In order to find the fully plastic moment of a yielded section, we normally employ the force equilibrium equation by saying that the total force in tension and compression at that section are equal. In frames, the plastic moment can be easily obtained using the kinematic method (upper bound theorem).
When a system of loads is applied to an elastic body, it will deform and show some resistance to deformation, and such a body is called a structure. On the other hand, if no resistance is set up against deformation, such as a body is said to have formed a mechanism. This can occur in structures such as beams and frames.
One of the fundamental conditions for plastic analysis of a framed structure is that the collapse load is reached when a mechanism is formed, in which the number of plastic hinges developed in the structure is sufficient to form a mechanism. The load factor (λ) at rigid plastic collapse is the lowest multiple of the design load which will cause the whole structure or part of it to form a mechanism.
It is important to realise that the number of independent mechanisms in a structure is related to the number of plastic hinge locations and the degree of redundancy of the system.
In beams, identification of critical spans in terms of Mp or load factor can be obtained using the static or kinematic method by considering simple beam mechanisms. But in framed structures, other types of mechanisms such as joint, sway, and gable mechanisms are also considered. Each of these mechanisms can occur independently, but it also possible for a critical collapse mechanism to develop by combination of the independent mechanisms.
The purpose of combining mechanisms is to eliminate hinges that exist in the independent mechanism leaving only the minimum number required in the resulting combination to induce collapse.
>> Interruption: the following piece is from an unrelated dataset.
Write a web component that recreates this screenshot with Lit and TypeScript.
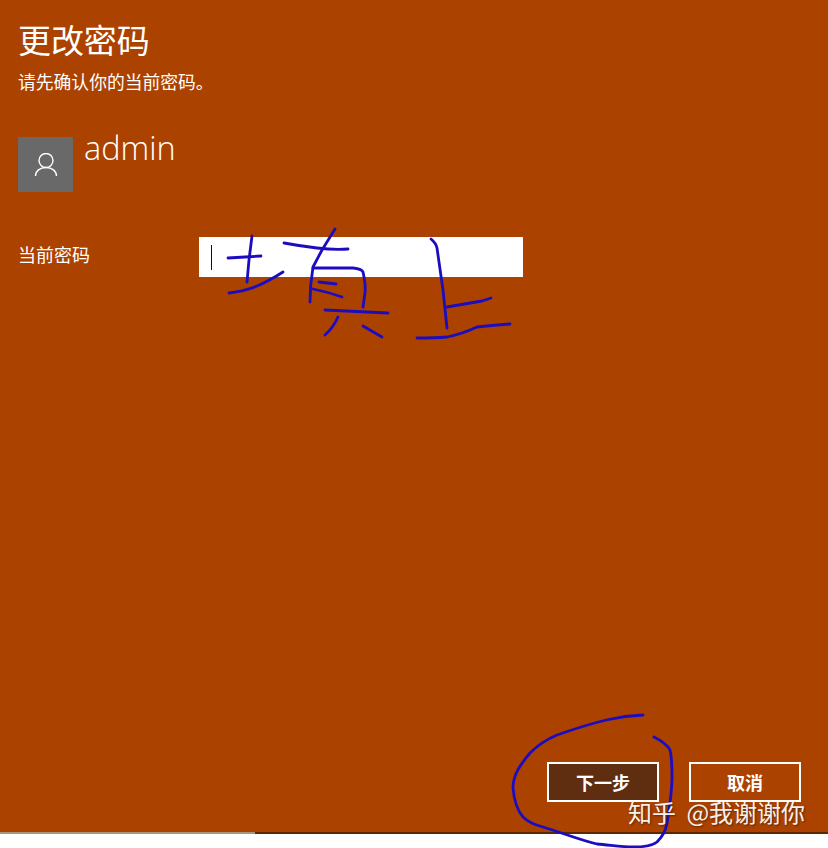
import { LitElement, html, css, svg } from "lit";
import { customElement } from "lit/decorators.js";

const strokes: string[] = [
  "M228 258L245 257L261 256",
  "M252 236L249 260L247 282",
  "M229 293Q245 291 257 286T283 272",
  "M284 243Q300 246 317 248T348 249",
  "M335 229L322 250L313 267Q310 285 310 302",
  "M313 268L353 268Q362 269 363 272Q366 285 365 293L363 307",
  "M319 282L336 284",
  "M313 289Q328 292 342 297",
  "M325 310L388 313",
  "M338 317Q333 328 325 335",
  "M363 326L382 337",
  "M431 239Q436 243 437 248L443 290L447 328",
  "M447 307L482 301L491 298",
  "M417 338Q435 338 447 337Q462 334 477 327Q495 325 510 324",
  "M643 715C620 716 600 720 557 735C545 740 537 746 530 753C520 765 513 775 513 788C514 800 517 810 523 817C528 822 535 825 543 827C560 832 580 840 597 844C610 845 622 847 633 847C645 847 652 846 657 842C663 836 666 830 667 823C670 805 672 790 672 777C672 765 672 758 670 750C667 744 660 740 654 737",
];

@customElement("app-root")
export class AppRoot extends LitElement {
  static styles = css`
    :host {
      display: block;
      position: relative;
      width: 828px;
      height: 848px;
      overflow: hidden;
      background: #fff;
      font-family: "Noto Sans CJK SC", "Liberation Sans", sans-serif;
      color: #fff;
    }
    .panel {
      box-sizing: border-box;
      height: 832px;
      background: #ac4200;
      padding: 17px 27px 30px 18px;
      display: flex;
      flex-direction: column;
    }
    .title {
      font-size: 33px;
      line-height: 44px;
      white-space: nowrap;
      letter-spacing: -0.1px;
    }
    .sub {
      font-size: 17.8px;
      line-height: 24px;
      margin-top: 8px;
      white-space: nowrap;
    }
    .user {
      display: flex;
      gap: 11px;
      margin-top: 44px;
    }
    .avatar {
      width: 55px;
      height: 55px;
      background: #696969;
      display: flex;
      align-items: center;
      justify-content: center;
    }
    .avatar svg {
      display: block;
      width: 24px;
      height: 24px;
    }
    .name {
      font-family: "Open Sans", "Noto Sans", sans-serif;
      font-weight: 300;
      font-size: 32.5px;
      line-height: 22px;
      height: 22px;
    }
    .field {
      display: flex;
      align-items: center;
      margin-top: 45px;
    }
    .label {
      width: 181px;
      height: 40px;
      font-size: 18px;
      line-height: 34px;
      white-space: nowrap;
    }
    .input {
      width: 324px;
      height: 40px;
      background: #fff;
      display: flex;
      align-items: center;
      padding-left: 12px;
      box-sizing: border-box;
    }
    .caret {
      width: 1px;
      height: 25px;
      background: #111;
    }
    .footer {
      margin-top: auto;
      display: flex;
      justify-content: flex-end;
      gap: 30px;
    }
    .btn {
      box-sizing: border-box;
      width: 112px;
      height: 40px;
      border: 2px solid #fff;
      background: transparent;
      color: #fff;
      font-family: inherit;
      font-size: 18px;
      font-weight: 700;
      padding: 0;
    }
    .btn.primary {
      background: #5f2e10;
    }
    .strip {
      display: flex;
      height: 2px;
    }
    .strip .a {
      width: 255px;
      background: #a89580;
    }
    .strip .b {
      flex: 1;
      background: #5c2800;
    }
    .ink {
      position: absolute;
      left: 0;
      top: 0;
      width: 828px;
      height: 848px;
      pointer-events: none;
    }
    .ink path {
      fill: none;
      stroke: #1c0cc0;
      stroke-width: 2.8;
      stroke-linecap: round;
      stroke-linejoin: round;
    }
    .mark {
      position: absolute;
      left: 628px;
      top: 795px;
      font-size: 24px;
      line-height: 34px;
      word-spacing: 5px;
      white-space: nowrap;
      color: #fff;
      text-shadow: 1px 1px 2px rgba(60, 30, 0, 0.8);
      opacity: 0.92;
    }
  `;

  render() {
    return html`
      <div class="panel">
        <div class="title">更改密码</div>
        <div class="sub">请先确认你的当前密码。</div>
        <div class="user">
          <div class="avatar">
            <svg viewBox="0 0 24 24" fill="none" stroke="#fff" stroke-width="1.4">
              <circle cx="12" cy="7.500" r="7"></circle>
              <path d="M1.500 23c0-5 4.500-8.500 10.500-8.500s10.500 3.500 10.500 8.500"></path>
            </svg>
          </div>
          <div class="name">admin</div>
        </div>
        <div class="field">
          <div class="label">当前密码</div>
          <div class="input"><div class="caret"></div></div>
        </div>
        <div class="footer">
          <button class="btn primary">下一步</button>
          <button class="btn">取消</button>
        </div>
      </div>
      <div class="strip"><div class="a"></div><div class="b"></div></div>
      <svg class="ink" viewBox="0 0 828 848">
        ${strokes.map((d) => svg`<path d=${d}></path>`)}
      </svg>
      <div class="mark">知乎 @我谢谢你</div>
    `;
  }
}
The steps in the plastic analysis of frame structures are as follows;
- Calculate the degree of static indeterminacy of the structure (RD)
- Calculate the number of possible plastic hinges (RD + 1)
- Identify the independent collapse mechanisms and evaluate them
- Combine the independent mechanism and eliminate hinges where applicable
- Obtain the critical plastic moment Mp which is the highest bending moment in the structure
- Check for equilibrium and evaluate the reactive forces
- Plot the final plastic moment diagram. No bending moment at any point in the structure should exceed the critical plastic moment.
Solved Example
For the frame loaded as shown below, find the critical Mp value, and draw the collapse moment diagram. The loads are factored.
Degree of static indeterminacy
RD = (3m + r) – 3n
m (number of members) = 4
r (number of support reactions) = 5
n (number of nodes) = 5
RD = (3 × 4 + 5) – 3(5) = 2
Therefore the frame is indeterminate to the second order.
A little consideration will show that the possible places where we could have plastic hinges in the structure are at node B, section C, section D (just to the left), section D (just to the right), section D (below) and section F. Nodes A, E, and F are all natural hinges. Therefore, total number of possible hinges = 6
Hence, number of independent collapse mechanisms = 6 – 2 = 4
These independent mechanisms are listed below;
– 2 Beam mechanisms (span B – D and span D – G)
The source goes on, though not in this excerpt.